Outer Wilds knows this is unsatisfactory. It knows that there are contradictions and there are missing gaps in different theories and theorems and that no one civilization will understand it all and even with the weight and history of ‘pre-cursor’ races and appeals to the divine, people will disagree on what is and isn’t certain and even what’s important. People will create conspiracies and misread the intentions of those just as confused as them and things might not go well, we might not reach the summit of our ambitions, and this, all of this, the fear, the doubt, the frustration, will exist in perpetuity like the planets that harbor the conscious universe, dissatisfaction circling around again and again and again…

What Outer Wilds understands even better is that playing music around a campfire is a good way to pass that time.

Source: Press Kit.

Outer Wilds' use of the quantum is incredible insofar as it understands the quantum world is a problem not just for physical systems but for meaning itself.

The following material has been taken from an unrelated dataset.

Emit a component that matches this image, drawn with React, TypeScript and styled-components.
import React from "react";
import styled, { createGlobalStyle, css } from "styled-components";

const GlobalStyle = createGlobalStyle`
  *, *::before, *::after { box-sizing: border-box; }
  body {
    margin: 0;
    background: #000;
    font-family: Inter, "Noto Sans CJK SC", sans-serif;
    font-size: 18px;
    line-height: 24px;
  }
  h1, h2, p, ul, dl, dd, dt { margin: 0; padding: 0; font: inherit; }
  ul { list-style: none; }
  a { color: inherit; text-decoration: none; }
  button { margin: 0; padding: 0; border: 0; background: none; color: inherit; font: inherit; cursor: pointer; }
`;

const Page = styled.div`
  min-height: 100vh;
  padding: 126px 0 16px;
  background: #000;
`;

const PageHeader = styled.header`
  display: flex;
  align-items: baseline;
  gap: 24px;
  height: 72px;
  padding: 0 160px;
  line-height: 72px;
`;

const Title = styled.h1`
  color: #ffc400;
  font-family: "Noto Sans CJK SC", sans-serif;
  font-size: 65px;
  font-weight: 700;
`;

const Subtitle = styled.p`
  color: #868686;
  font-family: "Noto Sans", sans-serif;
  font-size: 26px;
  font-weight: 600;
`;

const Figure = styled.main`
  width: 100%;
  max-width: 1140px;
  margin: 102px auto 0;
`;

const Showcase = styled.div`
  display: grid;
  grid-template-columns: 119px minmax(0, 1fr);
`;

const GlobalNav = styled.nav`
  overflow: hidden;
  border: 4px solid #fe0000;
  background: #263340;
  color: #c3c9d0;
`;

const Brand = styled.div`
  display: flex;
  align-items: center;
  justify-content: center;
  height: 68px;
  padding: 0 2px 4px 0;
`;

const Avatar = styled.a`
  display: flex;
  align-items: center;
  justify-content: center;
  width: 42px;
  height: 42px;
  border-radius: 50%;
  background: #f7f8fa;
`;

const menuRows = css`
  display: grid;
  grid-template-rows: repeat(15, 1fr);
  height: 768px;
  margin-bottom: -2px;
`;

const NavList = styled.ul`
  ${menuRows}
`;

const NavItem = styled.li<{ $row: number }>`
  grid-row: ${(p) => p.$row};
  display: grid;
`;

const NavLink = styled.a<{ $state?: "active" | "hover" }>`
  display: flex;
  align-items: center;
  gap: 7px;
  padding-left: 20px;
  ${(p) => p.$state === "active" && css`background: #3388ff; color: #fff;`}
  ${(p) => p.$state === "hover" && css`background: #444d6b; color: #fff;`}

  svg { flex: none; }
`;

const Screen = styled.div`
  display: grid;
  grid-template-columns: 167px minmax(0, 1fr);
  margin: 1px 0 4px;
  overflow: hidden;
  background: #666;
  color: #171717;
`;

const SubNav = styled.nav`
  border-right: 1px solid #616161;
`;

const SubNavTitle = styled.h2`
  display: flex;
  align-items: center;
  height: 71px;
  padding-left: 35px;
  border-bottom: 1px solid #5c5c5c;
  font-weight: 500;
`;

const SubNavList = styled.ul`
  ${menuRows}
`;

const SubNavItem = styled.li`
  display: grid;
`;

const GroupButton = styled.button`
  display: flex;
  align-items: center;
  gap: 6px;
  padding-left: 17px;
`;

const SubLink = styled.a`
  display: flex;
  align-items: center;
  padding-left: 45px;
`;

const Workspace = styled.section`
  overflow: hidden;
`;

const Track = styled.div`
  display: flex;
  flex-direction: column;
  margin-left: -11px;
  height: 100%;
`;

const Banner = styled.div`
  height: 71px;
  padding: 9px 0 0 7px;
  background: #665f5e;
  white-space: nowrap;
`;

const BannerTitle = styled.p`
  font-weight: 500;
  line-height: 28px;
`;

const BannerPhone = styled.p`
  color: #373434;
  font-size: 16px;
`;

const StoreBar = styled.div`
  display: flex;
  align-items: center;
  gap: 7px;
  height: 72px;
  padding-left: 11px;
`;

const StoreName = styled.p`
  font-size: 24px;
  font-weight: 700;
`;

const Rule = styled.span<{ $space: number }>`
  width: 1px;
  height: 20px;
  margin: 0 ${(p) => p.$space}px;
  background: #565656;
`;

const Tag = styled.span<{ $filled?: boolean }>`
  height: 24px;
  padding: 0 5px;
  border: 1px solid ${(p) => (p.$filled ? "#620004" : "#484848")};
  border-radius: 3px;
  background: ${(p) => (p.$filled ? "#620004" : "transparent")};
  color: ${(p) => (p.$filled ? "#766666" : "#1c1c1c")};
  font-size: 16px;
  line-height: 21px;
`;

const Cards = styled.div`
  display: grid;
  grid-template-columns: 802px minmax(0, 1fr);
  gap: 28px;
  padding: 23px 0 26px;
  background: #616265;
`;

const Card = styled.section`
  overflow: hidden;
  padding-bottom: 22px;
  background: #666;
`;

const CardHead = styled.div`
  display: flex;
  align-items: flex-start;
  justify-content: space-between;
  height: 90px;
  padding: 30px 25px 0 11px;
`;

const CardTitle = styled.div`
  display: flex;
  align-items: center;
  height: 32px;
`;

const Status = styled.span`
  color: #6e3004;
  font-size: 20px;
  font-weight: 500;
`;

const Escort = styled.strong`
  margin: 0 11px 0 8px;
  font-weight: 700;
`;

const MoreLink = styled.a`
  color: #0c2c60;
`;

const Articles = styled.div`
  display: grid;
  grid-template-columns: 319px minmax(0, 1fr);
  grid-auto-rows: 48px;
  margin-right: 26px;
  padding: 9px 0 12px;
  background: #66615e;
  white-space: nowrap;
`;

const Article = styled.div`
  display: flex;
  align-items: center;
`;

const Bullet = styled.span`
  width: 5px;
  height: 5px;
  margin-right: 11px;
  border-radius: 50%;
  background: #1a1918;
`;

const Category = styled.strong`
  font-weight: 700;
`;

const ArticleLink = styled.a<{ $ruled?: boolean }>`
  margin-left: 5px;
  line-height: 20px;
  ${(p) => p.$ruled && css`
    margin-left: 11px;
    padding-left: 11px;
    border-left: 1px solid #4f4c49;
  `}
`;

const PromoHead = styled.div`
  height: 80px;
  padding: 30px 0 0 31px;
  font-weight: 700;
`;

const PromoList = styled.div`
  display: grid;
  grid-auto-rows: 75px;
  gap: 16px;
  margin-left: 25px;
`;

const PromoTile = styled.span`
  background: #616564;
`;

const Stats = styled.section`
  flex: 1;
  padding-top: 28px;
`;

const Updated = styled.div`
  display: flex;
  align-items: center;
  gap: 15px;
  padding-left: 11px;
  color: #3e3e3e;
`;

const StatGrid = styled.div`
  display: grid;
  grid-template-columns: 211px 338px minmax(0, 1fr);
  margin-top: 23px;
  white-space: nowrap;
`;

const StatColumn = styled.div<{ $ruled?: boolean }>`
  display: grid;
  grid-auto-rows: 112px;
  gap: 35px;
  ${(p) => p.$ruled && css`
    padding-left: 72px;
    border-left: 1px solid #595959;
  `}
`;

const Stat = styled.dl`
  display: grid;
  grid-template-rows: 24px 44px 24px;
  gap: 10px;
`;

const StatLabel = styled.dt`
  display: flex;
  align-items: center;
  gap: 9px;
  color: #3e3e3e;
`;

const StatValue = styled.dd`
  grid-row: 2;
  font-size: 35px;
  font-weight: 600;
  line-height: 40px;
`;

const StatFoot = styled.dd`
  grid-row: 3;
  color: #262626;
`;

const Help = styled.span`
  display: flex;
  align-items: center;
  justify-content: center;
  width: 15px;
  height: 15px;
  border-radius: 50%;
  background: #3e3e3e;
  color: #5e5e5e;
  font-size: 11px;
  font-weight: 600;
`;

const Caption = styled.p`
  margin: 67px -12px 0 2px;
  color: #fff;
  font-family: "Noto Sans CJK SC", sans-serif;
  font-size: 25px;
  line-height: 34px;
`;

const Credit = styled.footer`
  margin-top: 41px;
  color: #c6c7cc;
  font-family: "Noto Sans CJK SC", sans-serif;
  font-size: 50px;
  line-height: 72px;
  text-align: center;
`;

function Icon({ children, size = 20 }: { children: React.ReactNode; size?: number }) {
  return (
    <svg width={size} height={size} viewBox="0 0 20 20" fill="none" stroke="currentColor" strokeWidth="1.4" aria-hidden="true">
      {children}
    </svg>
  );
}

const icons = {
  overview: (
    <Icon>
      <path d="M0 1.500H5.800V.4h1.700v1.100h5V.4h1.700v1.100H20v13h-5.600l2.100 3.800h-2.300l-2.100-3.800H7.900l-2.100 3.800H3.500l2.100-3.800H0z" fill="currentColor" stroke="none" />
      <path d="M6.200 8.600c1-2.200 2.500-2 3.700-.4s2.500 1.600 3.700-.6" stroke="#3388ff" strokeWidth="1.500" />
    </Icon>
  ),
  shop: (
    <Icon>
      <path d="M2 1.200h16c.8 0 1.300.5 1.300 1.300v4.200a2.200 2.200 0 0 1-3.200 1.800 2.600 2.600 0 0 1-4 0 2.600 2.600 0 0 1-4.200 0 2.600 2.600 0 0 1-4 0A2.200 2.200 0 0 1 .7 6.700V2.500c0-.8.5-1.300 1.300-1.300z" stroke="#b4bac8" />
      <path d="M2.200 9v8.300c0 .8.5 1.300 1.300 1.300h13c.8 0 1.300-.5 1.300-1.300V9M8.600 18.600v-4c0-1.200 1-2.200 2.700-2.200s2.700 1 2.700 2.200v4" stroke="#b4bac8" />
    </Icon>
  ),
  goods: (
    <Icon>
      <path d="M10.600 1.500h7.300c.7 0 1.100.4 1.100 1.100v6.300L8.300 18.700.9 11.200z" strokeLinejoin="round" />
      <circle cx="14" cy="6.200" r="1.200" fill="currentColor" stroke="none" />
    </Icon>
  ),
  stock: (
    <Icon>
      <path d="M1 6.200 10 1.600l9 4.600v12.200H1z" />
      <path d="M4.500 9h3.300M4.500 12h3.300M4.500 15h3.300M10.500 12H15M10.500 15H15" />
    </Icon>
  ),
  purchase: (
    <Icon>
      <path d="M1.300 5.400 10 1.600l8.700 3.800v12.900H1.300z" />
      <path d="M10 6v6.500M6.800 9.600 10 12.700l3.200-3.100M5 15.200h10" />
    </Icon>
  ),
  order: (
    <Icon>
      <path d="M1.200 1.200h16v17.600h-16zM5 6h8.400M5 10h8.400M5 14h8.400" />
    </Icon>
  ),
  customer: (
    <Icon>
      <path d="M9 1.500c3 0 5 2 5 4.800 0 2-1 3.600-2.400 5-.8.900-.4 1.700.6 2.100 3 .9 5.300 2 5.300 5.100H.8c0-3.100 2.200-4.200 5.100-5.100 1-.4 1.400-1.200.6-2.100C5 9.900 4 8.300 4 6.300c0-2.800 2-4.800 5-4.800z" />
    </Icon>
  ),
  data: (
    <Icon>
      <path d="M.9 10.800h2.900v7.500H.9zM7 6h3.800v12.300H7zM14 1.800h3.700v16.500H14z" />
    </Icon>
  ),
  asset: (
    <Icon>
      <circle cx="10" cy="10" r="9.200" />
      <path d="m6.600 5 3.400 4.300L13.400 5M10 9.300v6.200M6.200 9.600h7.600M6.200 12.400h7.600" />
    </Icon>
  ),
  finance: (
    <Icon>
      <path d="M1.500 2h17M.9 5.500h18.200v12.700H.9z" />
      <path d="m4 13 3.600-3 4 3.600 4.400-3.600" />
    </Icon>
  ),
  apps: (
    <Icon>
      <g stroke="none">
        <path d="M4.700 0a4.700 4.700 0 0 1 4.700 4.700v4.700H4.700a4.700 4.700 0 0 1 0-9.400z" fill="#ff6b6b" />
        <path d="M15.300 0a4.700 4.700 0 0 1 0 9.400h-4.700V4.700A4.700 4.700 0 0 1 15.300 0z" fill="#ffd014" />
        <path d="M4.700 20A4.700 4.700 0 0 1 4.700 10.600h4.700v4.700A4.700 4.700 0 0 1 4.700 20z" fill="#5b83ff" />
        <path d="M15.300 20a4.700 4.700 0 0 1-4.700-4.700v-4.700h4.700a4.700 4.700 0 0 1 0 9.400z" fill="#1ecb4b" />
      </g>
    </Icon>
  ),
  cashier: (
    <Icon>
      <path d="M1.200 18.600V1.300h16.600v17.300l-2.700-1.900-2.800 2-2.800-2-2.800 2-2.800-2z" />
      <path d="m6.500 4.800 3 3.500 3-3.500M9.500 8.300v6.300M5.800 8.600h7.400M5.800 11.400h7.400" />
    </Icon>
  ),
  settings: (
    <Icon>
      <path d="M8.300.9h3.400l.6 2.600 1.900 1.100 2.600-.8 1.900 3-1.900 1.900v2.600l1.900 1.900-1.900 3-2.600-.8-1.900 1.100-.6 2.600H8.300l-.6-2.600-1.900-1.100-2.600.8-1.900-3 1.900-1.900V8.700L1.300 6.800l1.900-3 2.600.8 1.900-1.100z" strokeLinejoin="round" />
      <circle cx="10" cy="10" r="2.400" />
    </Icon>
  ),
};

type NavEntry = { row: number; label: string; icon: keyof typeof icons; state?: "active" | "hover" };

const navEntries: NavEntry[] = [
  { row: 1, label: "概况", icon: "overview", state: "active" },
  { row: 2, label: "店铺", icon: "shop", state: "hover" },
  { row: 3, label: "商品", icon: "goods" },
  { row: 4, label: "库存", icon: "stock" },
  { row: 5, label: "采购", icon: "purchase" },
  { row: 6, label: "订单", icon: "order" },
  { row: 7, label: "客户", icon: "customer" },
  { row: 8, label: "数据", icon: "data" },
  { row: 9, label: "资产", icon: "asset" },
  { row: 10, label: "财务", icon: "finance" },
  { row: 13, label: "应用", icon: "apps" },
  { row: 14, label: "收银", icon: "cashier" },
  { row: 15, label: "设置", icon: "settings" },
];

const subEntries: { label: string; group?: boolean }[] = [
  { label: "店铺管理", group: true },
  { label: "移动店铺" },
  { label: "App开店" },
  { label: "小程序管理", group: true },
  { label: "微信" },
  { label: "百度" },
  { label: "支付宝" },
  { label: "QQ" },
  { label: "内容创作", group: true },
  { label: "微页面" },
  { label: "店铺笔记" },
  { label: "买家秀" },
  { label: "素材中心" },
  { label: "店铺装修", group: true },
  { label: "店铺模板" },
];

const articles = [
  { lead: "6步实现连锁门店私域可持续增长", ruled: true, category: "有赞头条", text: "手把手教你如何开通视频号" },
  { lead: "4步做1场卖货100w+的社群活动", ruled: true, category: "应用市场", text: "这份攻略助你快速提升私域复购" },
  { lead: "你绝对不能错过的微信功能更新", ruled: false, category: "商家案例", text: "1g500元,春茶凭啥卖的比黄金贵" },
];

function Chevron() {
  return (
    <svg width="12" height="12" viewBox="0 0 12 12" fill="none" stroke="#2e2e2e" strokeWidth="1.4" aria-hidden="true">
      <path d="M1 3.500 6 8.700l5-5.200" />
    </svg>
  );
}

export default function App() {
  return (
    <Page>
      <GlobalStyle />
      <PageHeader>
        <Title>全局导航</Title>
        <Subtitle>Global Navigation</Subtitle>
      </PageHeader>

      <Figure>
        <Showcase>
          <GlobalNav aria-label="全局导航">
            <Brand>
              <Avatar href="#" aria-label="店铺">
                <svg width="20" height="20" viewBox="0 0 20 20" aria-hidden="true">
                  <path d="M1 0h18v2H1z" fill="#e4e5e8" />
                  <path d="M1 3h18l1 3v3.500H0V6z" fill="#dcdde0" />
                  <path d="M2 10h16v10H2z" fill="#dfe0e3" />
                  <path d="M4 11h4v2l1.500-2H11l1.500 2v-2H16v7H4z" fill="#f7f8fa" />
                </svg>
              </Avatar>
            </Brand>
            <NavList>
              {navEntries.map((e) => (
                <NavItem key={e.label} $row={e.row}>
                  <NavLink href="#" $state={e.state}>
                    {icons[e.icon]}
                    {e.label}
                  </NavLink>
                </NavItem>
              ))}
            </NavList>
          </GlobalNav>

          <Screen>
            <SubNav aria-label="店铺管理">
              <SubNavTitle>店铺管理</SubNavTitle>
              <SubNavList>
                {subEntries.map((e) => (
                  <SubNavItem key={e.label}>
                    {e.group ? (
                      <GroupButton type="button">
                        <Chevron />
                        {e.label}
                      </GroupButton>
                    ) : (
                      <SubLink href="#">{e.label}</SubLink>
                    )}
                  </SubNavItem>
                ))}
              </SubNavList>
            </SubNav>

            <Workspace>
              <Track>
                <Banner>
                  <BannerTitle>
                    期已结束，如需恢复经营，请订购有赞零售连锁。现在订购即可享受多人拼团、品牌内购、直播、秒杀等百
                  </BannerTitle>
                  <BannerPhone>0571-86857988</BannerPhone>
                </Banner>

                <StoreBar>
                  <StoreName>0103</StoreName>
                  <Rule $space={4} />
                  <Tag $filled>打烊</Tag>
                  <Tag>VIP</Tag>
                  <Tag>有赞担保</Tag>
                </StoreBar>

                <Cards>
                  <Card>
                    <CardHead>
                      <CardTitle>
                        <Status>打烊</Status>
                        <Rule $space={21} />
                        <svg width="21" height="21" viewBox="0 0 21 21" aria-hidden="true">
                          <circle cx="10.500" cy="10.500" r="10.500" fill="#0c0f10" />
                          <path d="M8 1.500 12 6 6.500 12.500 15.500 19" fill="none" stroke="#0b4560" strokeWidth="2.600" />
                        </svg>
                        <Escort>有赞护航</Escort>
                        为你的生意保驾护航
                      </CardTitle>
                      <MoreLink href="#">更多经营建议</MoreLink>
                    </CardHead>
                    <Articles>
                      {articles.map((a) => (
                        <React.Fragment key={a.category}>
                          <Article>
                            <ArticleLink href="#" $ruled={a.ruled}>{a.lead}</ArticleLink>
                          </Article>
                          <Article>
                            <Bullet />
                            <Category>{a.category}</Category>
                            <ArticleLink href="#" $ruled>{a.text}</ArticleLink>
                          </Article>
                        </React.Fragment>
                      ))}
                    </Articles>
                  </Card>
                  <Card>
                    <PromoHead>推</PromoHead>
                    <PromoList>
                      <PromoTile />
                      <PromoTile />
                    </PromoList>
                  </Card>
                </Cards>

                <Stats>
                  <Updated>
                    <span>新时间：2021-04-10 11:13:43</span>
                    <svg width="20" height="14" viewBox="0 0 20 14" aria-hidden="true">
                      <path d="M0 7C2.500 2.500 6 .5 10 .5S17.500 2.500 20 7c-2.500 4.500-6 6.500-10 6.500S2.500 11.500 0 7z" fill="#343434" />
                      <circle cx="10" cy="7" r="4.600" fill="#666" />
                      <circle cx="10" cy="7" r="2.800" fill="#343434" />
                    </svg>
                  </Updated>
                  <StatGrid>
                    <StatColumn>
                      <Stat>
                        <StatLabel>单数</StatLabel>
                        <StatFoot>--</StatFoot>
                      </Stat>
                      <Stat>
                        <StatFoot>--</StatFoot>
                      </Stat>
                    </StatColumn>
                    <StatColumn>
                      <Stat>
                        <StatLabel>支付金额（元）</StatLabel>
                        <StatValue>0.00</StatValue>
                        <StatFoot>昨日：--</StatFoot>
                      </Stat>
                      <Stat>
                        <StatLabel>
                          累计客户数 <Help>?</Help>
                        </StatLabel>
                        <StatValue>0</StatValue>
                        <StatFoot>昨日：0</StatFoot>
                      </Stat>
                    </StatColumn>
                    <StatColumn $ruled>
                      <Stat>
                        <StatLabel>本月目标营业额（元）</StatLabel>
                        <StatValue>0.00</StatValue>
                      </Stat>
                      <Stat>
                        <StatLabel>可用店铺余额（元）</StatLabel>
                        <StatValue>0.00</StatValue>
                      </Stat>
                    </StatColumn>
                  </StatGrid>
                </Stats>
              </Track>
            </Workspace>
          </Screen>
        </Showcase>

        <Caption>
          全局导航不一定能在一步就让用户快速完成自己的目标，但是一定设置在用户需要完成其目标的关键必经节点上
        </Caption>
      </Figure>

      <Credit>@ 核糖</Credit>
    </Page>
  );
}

I am nestled in warm sand listening to the waves caress the shore. It is the summer before I leave home and I am between a sand dune and the person I love.

Some ways behind me I can hear the joyful laughter of teenagers sitting around a makeshift barbecue, the light from its fire providing enough illumination that I can see her face through the night.

We lay under the black tarp of night but I’m not hiding anymore and the stars seem brighter than usual.


1 Omnès, R., 1994, The Interpretation of Quantum Mechanics, Princeton: Princeton University Press.

2 Albert, D., 1994, Quantum Mechanics and Experience, Cambridge, MA: Harvard University Press.